HMS Monmouth was an Intrepid-class 64-gun third rate ship of the line of the Royal Navy, launched on 18 April 1772 at Plymouth.

She was not immediately commissioned for service, but went on to serve during the American War of Independence in a number of theatres. She was initially in the Caribbean, where she fought at the Battle of Grenada, before returning to Britain to join a special expedition under Commodore George Johnstone, to capture the Dutch colony at the Cape of Good Hope. The expedition was surprised by a French fleet at the Battle of Porto Praya and though Johnstone was able to go on and capture several Dutch merchants in the Battle of Saldanha Bay, he did not attempt to attack the Cape. Monmouth, under her Captain James Alms, was sent on with several other warships to reinforce the East Indies station, and she went on to fight in a number of actions under Sir Edward Hughes against French fleets under the Bailli de Suffren. She returned to Britain on the conclusion of the wars and saw no further active service. Renamed Captivity and used as a prison ship from 1796, she served out the French Revolutionary and Napoleonic Wars, and was broken up in 1818.
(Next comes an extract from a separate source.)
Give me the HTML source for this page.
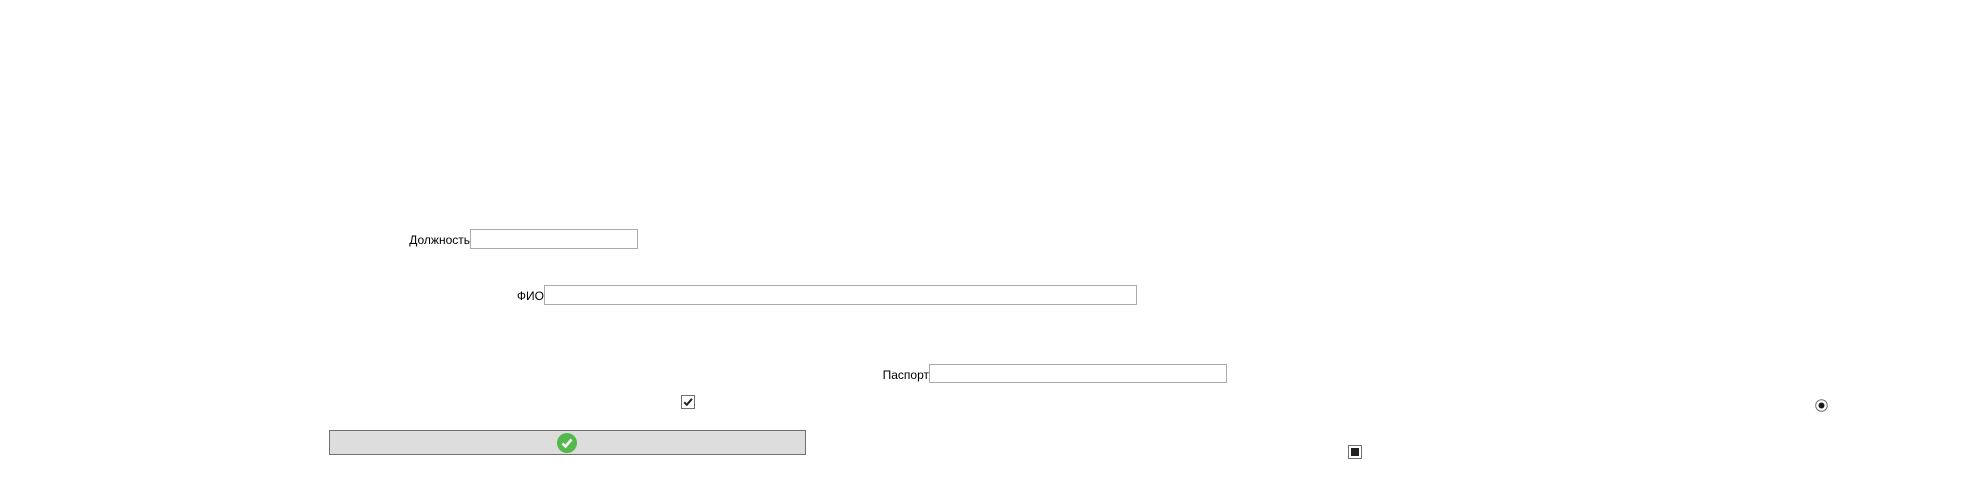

Monmouth was ordered on 10 September 1767, one of the first batch of four ships of the Intrepid class, built to a design drawn up by Sir John Williams in 1765. The order was approved on 22 October 1767, and the name Monmouth assigned in November that year. She was laid down at Plymouth Dockyard in May 1768, under the supervision of Master Shipwright Israel Pownoll and launched from there on 18 April 1772. She was completed at the dockyard between October 1777 and 9 May 1778, after the outbreak of the American War of Independence. Expenditure on the ship by this stage came to £30,586.17.3d, with a further £7,426.15.1d. spent fitting her out.